§ **What you will do**
Work out how many lines contain "React". Reply with the count alone.

§ **Data provided**

==========

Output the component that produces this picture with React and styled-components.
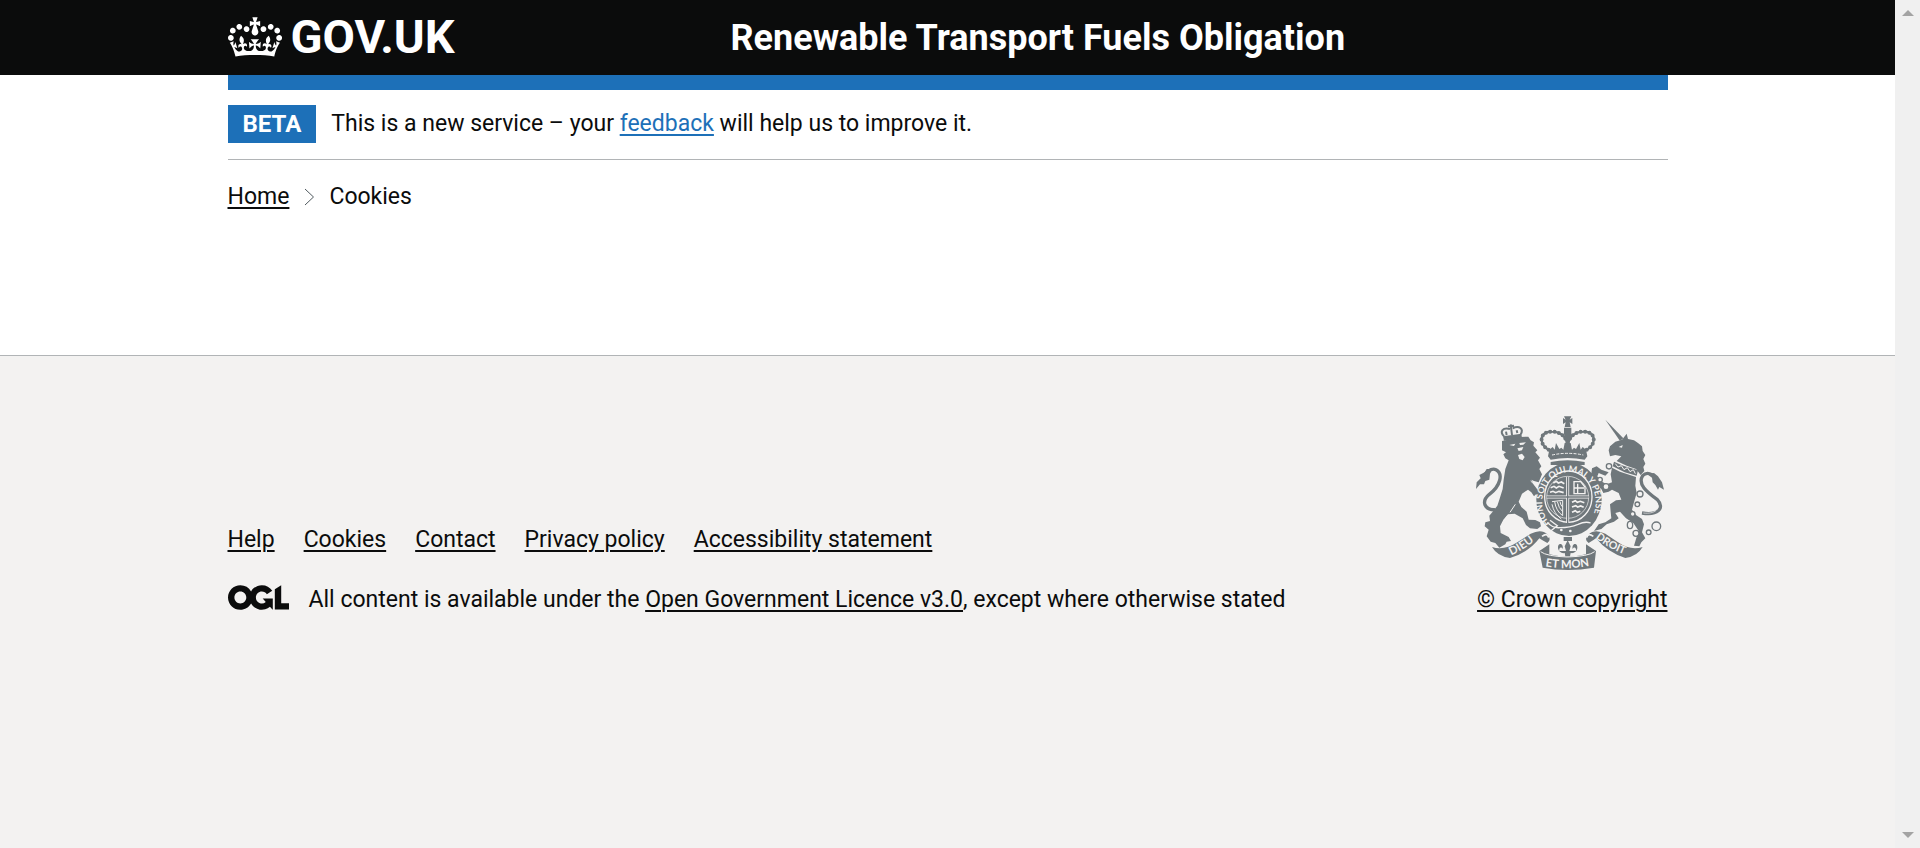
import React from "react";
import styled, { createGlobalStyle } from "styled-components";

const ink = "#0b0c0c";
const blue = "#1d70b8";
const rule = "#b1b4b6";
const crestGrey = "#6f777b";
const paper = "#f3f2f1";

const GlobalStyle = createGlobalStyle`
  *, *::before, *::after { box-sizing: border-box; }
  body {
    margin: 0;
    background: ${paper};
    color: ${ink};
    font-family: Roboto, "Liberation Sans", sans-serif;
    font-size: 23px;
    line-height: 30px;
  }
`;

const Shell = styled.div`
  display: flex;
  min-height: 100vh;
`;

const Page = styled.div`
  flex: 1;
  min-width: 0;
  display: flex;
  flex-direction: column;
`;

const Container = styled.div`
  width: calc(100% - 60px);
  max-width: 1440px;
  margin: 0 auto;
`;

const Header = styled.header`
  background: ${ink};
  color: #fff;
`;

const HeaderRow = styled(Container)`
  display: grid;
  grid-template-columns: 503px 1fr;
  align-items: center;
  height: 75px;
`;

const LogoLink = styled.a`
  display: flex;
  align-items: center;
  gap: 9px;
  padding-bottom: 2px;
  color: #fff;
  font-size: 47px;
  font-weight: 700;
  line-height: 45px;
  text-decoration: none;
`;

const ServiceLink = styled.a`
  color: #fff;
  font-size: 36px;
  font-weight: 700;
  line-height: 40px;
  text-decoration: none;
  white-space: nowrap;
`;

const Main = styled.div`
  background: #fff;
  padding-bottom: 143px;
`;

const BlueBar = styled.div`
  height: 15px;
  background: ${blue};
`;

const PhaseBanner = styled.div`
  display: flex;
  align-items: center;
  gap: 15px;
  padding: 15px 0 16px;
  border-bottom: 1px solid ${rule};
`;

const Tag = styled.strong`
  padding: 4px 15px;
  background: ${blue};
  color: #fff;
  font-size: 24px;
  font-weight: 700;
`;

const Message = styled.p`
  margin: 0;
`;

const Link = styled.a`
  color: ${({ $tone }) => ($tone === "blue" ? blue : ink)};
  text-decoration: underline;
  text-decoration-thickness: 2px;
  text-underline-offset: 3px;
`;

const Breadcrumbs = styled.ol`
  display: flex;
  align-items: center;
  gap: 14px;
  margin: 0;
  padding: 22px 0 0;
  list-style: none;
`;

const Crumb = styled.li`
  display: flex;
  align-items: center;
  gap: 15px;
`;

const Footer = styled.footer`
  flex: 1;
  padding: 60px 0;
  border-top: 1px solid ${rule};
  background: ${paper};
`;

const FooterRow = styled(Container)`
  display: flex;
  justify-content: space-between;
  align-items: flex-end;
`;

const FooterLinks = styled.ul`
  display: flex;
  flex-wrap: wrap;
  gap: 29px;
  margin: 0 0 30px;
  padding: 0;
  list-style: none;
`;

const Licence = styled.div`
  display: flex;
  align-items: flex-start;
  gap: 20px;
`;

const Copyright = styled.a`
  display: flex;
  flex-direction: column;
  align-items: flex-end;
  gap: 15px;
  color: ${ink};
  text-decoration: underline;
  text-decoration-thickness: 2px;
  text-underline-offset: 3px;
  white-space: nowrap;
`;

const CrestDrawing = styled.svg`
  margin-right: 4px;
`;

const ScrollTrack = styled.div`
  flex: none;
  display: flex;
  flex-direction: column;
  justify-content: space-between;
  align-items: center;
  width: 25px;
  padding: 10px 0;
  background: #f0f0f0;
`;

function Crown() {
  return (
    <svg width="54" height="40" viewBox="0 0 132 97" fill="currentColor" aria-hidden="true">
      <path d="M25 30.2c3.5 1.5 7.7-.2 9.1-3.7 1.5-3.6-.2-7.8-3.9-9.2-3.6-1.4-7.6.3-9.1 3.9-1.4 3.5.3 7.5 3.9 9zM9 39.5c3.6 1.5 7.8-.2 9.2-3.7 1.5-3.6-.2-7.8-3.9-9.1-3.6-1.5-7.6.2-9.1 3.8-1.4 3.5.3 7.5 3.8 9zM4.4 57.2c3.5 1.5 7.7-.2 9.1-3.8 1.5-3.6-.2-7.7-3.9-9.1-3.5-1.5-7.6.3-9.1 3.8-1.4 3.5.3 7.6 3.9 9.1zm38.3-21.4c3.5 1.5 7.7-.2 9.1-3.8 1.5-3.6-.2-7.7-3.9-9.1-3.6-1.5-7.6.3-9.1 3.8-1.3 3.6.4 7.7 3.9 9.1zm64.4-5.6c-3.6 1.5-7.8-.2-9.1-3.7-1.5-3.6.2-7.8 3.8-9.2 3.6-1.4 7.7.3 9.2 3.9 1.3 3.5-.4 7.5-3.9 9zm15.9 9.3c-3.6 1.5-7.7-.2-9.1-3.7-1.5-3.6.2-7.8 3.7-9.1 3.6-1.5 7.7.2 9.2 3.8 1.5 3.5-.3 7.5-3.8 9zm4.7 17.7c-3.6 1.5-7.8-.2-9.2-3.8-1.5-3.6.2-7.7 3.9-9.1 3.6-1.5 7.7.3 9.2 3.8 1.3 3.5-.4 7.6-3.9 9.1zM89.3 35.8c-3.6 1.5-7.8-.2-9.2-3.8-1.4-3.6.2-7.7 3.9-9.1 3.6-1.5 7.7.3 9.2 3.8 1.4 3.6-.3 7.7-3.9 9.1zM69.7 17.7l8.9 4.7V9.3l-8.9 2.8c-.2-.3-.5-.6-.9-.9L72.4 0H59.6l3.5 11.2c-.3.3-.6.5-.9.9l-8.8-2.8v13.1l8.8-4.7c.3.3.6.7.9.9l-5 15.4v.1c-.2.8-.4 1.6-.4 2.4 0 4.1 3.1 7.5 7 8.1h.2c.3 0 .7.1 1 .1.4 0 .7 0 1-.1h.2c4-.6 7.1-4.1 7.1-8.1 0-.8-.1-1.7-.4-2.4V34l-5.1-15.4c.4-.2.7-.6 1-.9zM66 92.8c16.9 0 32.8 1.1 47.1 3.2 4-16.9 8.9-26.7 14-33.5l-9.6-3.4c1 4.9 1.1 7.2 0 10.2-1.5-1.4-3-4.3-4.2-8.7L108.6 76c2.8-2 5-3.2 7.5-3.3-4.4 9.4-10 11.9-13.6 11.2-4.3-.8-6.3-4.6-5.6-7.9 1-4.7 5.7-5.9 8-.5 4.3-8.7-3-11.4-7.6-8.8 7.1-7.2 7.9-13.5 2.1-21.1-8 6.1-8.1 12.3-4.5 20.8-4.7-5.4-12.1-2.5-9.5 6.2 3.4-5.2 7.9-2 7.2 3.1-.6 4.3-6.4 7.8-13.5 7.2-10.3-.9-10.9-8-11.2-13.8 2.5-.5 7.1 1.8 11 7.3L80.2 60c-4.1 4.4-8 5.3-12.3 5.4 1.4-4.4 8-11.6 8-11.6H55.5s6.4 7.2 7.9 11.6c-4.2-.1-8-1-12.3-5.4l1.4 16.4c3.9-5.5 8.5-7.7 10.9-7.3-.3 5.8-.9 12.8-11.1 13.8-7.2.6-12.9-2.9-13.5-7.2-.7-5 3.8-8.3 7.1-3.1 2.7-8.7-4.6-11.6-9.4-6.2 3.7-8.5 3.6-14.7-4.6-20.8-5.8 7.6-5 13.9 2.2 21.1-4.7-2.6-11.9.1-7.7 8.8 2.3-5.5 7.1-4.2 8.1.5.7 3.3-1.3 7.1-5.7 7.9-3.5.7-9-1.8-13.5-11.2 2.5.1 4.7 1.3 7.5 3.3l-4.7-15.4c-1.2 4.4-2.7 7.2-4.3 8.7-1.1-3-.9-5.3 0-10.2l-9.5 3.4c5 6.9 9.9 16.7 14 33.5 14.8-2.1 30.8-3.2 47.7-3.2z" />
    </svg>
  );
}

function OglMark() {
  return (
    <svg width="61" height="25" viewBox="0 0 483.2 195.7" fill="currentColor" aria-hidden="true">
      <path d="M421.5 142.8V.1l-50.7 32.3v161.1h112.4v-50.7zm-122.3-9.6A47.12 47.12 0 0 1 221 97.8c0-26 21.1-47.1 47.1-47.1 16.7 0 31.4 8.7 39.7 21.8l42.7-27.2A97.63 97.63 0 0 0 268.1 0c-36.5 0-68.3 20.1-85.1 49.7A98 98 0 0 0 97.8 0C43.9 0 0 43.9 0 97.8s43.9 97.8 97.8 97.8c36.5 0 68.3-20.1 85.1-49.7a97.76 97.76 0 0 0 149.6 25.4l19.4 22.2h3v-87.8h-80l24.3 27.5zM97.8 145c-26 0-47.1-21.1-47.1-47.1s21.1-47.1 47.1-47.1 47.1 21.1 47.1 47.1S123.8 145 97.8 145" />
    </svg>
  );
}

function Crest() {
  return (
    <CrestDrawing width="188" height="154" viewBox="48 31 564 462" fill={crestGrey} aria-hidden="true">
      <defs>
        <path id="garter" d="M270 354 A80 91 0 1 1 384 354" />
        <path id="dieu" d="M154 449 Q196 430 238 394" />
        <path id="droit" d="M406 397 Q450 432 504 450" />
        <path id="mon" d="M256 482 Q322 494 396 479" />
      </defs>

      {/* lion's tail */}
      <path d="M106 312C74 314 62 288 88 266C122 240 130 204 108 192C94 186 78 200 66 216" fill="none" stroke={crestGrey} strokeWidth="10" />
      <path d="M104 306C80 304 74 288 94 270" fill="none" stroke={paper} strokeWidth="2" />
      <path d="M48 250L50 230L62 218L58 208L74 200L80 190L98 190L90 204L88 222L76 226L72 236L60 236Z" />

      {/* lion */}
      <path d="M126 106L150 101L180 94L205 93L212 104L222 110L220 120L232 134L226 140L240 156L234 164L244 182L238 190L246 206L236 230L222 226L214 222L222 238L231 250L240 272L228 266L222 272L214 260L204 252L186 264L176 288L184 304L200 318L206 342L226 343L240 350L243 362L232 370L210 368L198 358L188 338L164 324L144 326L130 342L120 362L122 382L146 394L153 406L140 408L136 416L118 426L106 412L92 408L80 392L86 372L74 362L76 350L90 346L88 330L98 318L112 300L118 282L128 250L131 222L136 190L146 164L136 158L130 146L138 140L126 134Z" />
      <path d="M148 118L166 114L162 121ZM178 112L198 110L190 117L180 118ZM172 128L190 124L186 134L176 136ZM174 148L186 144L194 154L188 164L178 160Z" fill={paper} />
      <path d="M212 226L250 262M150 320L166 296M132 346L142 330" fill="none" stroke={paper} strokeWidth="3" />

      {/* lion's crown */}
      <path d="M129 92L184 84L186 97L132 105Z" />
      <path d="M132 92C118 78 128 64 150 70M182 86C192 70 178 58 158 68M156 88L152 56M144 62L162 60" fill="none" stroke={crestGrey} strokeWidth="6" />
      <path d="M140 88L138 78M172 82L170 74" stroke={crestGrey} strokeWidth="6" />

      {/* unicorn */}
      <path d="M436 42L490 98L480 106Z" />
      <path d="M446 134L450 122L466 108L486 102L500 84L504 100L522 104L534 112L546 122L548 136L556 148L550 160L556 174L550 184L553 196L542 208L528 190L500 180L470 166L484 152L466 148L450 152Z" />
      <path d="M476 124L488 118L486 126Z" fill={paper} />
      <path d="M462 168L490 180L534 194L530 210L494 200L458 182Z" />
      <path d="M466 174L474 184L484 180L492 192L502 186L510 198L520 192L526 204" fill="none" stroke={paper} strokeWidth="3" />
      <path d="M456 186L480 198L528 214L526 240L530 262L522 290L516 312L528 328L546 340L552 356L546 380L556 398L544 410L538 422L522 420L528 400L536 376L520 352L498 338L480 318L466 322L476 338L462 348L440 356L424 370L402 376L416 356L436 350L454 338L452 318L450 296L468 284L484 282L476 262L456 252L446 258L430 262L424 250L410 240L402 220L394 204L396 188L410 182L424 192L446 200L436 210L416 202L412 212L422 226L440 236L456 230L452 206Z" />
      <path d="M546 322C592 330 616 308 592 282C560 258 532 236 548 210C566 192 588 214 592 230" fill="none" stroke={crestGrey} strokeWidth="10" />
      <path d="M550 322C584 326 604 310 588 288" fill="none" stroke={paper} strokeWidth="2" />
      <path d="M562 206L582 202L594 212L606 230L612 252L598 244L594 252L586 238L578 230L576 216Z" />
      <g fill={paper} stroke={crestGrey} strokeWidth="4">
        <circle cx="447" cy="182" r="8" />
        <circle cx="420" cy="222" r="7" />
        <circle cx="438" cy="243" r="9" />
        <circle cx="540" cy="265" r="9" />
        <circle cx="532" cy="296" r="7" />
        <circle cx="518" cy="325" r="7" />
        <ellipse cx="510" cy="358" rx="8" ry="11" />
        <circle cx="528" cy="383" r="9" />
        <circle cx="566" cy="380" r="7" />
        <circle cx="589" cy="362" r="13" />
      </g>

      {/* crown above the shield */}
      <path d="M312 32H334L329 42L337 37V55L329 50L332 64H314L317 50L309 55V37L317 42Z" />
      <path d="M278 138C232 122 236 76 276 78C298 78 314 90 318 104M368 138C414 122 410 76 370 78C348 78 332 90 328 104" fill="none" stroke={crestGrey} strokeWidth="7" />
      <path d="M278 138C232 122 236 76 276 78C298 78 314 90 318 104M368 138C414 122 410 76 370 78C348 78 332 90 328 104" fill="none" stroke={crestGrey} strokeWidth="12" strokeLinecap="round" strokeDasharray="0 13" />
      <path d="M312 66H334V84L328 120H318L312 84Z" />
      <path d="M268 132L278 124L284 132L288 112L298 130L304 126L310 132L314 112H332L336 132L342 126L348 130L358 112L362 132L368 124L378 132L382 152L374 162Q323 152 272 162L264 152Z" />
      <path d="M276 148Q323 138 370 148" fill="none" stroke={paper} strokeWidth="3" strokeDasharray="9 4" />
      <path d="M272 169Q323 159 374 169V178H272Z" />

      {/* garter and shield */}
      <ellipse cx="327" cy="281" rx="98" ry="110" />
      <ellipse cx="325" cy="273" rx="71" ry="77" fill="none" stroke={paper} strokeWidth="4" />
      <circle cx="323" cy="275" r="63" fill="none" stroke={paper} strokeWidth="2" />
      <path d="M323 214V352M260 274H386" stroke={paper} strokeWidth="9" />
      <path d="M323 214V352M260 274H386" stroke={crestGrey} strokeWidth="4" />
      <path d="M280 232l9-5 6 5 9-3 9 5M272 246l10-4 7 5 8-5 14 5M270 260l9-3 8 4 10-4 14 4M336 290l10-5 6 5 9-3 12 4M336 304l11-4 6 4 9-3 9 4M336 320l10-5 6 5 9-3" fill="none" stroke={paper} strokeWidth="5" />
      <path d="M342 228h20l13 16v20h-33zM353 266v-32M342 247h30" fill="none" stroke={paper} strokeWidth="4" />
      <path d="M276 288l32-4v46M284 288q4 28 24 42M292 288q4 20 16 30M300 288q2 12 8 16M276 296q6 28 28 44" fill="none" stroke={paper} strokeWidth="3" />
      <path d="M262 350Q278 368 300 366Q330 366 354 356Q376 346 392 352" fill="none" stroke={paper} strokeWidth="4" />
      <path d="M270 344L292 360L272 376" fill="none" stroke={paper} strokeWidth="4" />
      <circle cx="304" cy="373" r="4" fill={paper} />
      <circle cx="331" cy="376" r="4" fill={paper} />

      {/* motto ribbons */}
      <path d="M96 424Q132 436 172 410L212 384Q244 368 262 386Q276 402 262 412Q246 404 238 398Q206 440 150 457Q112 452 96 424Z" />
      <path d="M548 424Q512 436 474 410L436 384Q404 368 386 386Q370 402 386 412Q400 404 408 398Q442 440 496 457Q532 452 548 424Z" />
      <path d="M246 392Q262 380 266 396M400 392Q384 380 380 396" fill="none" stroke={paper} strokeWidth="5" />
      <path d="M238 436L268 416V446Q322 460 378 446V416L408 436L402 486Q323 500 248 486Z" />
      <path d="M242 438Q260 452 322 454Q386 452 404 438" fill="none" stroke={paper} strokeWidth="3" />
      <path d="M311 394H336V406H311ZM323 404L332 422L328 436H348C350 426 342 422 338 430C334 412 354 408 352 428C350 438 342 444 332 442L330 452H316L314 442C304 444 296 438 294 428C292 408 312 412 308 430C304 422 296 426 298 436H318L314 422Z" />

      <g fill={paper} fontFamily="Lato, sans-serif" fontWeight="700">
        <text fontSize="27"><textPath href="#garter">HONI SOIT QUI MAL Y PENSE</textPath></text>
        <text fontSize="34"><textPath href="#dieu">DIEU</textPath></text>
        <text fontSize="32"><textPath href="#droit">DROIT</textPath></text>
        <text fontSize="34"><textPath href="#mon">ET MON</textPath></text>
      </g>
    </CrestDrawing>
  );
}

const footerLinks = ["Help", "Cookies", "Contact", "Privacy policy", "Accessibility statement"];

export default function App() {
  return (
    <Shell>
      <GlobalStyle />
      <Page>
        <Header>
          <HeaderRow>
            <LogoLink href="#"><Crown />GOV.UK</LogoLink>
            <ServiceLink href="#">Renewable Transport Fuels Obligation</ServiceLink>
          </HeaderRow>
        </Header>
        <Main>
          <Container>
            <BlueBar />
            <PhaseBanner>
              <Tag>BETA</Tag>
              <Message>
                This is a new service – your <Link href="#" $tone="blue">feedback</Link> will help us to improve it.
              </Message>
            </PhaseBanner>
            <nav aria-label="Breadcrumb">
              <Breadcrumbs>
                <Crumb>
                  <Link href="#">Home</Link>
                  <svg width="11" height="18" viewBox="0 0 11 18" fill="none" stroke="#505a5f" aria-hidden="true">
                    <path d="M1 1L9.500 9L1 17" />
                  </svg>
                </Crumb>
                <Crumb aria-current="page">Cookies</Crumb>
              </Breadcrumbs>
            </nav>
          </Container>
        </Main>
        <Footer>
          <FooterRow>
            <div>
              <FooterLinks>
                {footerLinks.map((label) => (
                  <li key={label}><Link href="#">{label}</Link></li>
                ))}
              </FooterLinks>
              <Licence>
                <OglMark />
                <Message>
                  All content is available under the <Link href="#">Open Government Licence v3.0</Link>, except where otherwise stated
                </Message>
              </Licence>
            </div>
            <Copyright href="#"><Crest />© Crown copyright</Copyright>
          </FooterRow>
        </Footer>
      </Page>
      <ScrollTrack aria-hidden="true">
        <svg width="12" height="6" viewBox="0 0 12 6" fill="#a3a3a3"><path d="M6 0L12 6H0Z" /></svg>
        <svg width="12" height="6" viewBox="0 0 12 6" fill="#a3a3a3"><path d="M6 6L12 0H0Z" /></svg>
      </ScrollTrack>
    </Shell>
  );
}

==========

§ **Result for this exercise**
2